Bob Mazza, head of Mazza Vineyards near Erie and past president of the Pennsylvania Wine Association, said wine makers are resentful that they might soon be lumped in with a tax on beer, soda pop and liquor.
"Wine is actually a healthy drink, in moderation," he said, referring to the various studies indicating that a glass of wine a day may be good for your heart.
"It's kind of annoying that we would be taxed [like] a sin tax, for health issues that we are not creating."
Today, wine is assessed a federal excise tax of $1.07 per gallon. But small wineries, like Mazza's, get a tax credit, reducing the burden to 17 cents a gallon. He said the new tax plan would be more acceptable if it preserved the tax breaks for "boutique" wineries, and according to early drafts of the Senate report, it would.

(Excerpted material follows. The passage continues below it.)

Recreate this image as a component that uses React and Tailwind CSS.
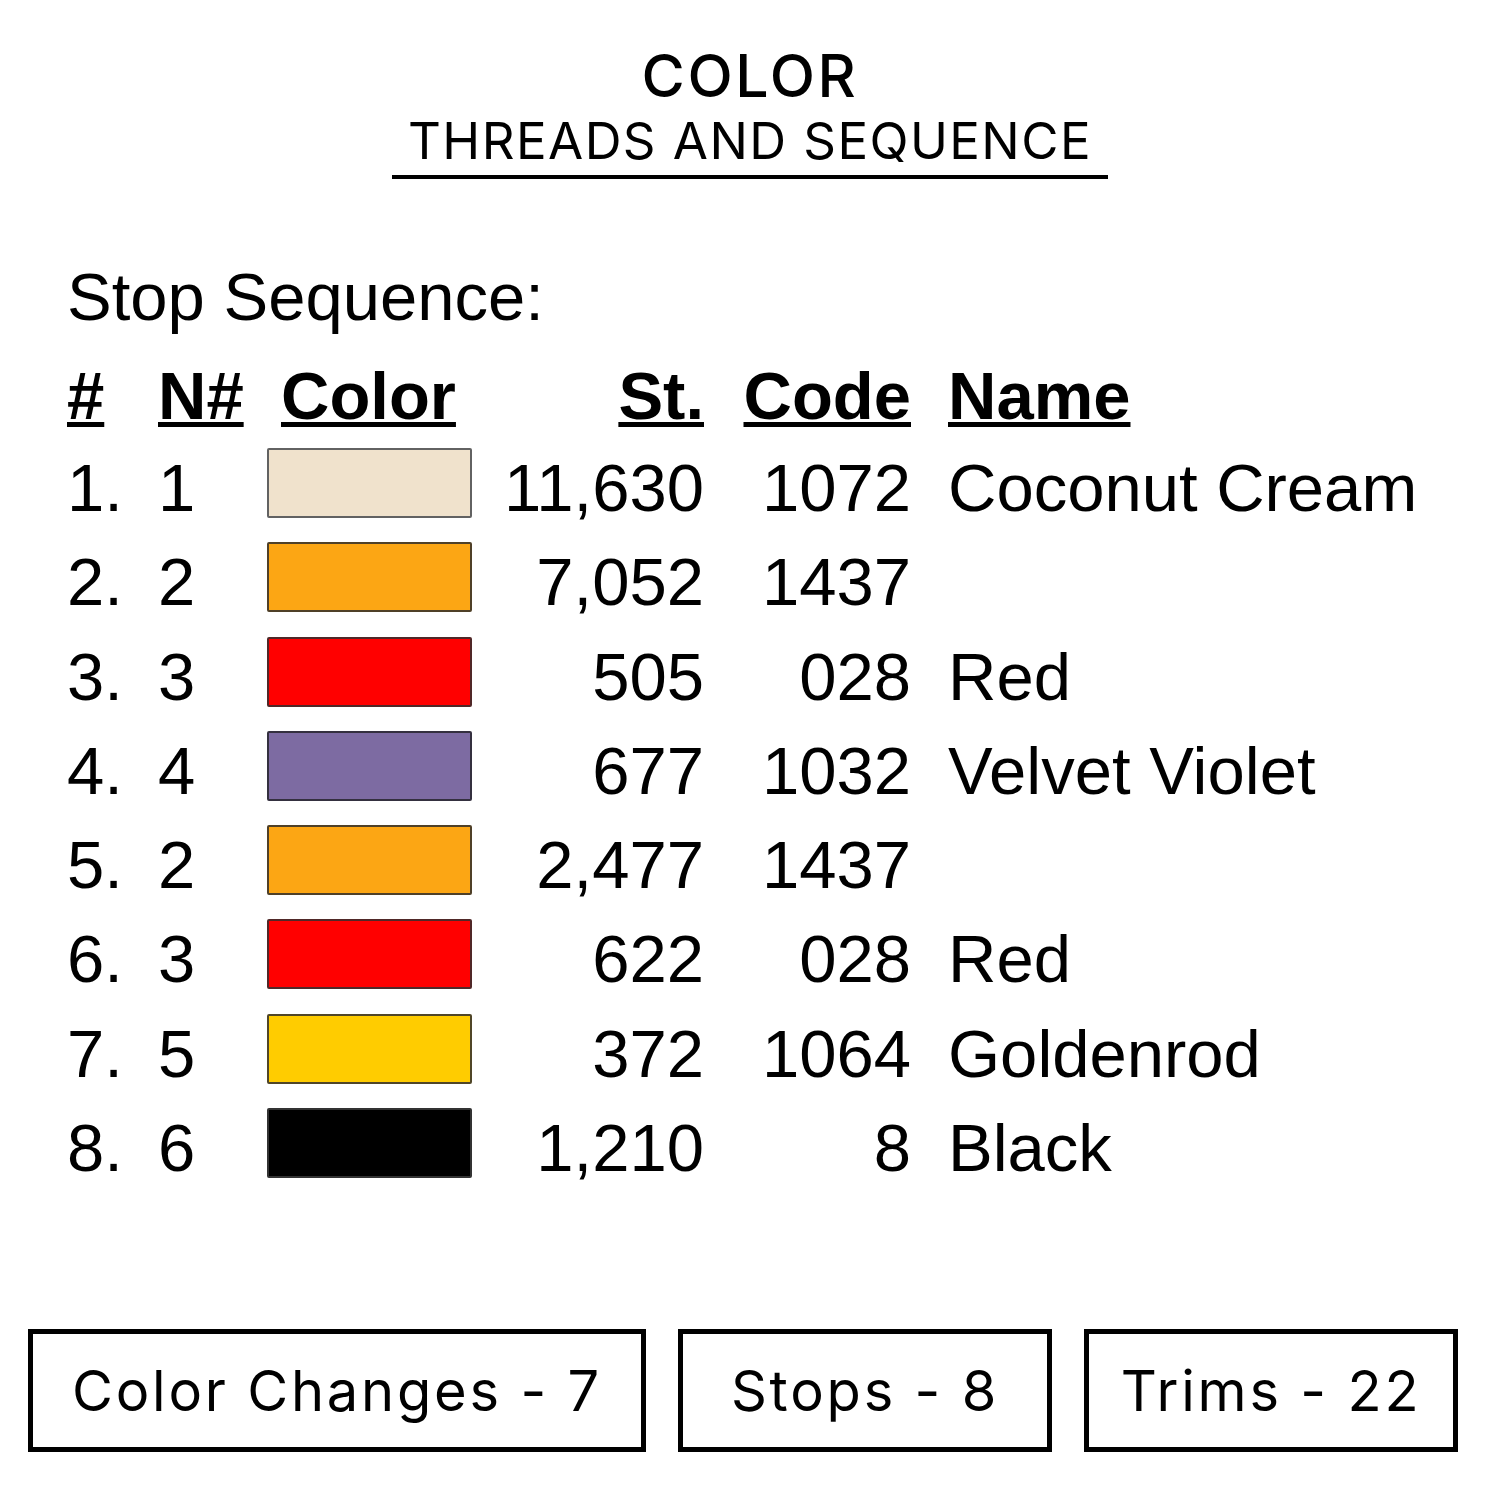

But that's not the case for small distillers such as Boyd & Blair, the new vodka line being distilled along Route 8 in Shaler. The current federal excise tax, at $13.50 per proof gallon (about $2.30 per bottle), is "the biggest chunk of tax out of what we produce," said Prentiss Orr, one of the distillery owners.

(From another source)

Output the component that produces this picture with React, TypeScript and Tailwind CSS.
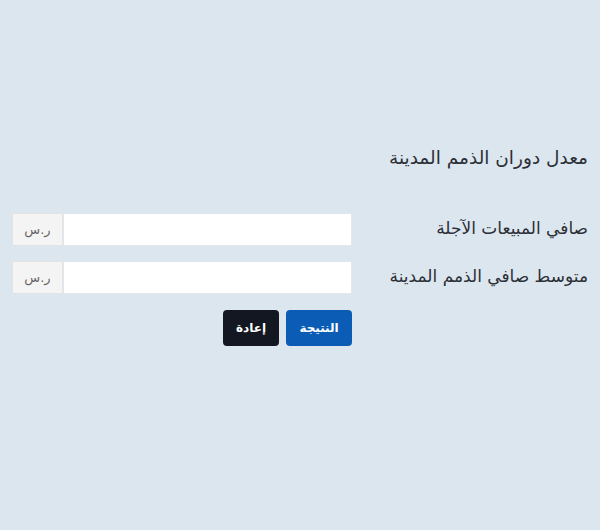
import React, { useState } from 'react';

const Row = ({ label, value, onChange }: { label: string; value: string; onChange: (v: string) => void }) => (
  <div className="flex items-center">
    <label className="w-[236px] shrink-0 text-[17px] leading-[28px] -mt-[3px] text-[#2b2f36]">{label}</label>
    <div className="flex flex-1 h-[33px]">
      <input
        value={value}
        onChange={(e) => onChange(e.target.value)}
        className="flex-1 min-w-0 bg-white border border-[#e3e7ec] outline-none px-3 text-[15px]"
      />
      <span className="w-[51px] flex items-center justify-center bg-[#f4f4f4] border border-[#e3e3e3] text-[13px] text-[#666]">
        ر.س
      </span>
    </div>
  </div>
);

export default function App() {
  const [sales, setSales] = useState('');
  const [avg, setAvg] = useState('');

  return (
    <div
      dir="rtl"
      className="w-full min-h-[530px] bg-[#dce6ef] px-[12px] pt-[143px]"
      style={{ fontFamily: '"DejaVu Sans", sans-serif' }}
    >
      <h2 className="text-[18.5px] leading-[30px] text-[#2b2f36] mb-[40px]">معدل دوران الذمم المدينة</h2>
      <div className="flex flex-col gap-[15px]">
        <Row label="صافي المبيعات الآجلة" value={sales} onChange={setSales} />
        <Row label="متوسط صافي الذمم المدينة" value={avg} onChange={setAvg} />
      </div>
      <div className="flex gap-[7px] mt-[16px] mr-[236px]">
        <button className="w-[66px] h-[36px] rounded-[4px] bg-[#0b5cb5] text-white text-[12px] font-bold">النتيجة</button>
        <button
          onClick={() => { setSales(''); setAvg(''); }}
          className="w-[56px] h-[36px] rounded-[4px] bg-[#131722] text-white text-[12px] font-bold"
        >
          إعادة
        </button>
      </div>
    </div>
  );
}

And the beer industry? You guessed it -- not thrilled. The state's beer wholesalers association said the proposed beer tax, amounting to almost $2 a case or 48 cents per six pack, would hit the middle class the hardest, since it's the folks who make less than $50,000 a year who drink the most beer per capita.
About the only kind words -- and they were mildly kind, at best -- regarding the proposed health care tax were uttered by Scott Smith, owner of Pittsburgh's East End Brewing Co.
"If alcohol is contributing to health issues, I see some symmetry there," as opposed to a drink tax that pays for mass transit, he said, referencing Allegheny County's pour tax.
That said, Mr. Smith -- whose brewery pumped out just 700 barrels last year -- sincerely doubts that micro-breweries like his are contributing to America's health problems.
"Craft" beers are generally more expensive, and not the first choice among imbibers who are out to inflict maximum damage upon their livers.
"If someone really wants to tie one on, they'll just go buy a $7 bottle of bottom-shelf vodka."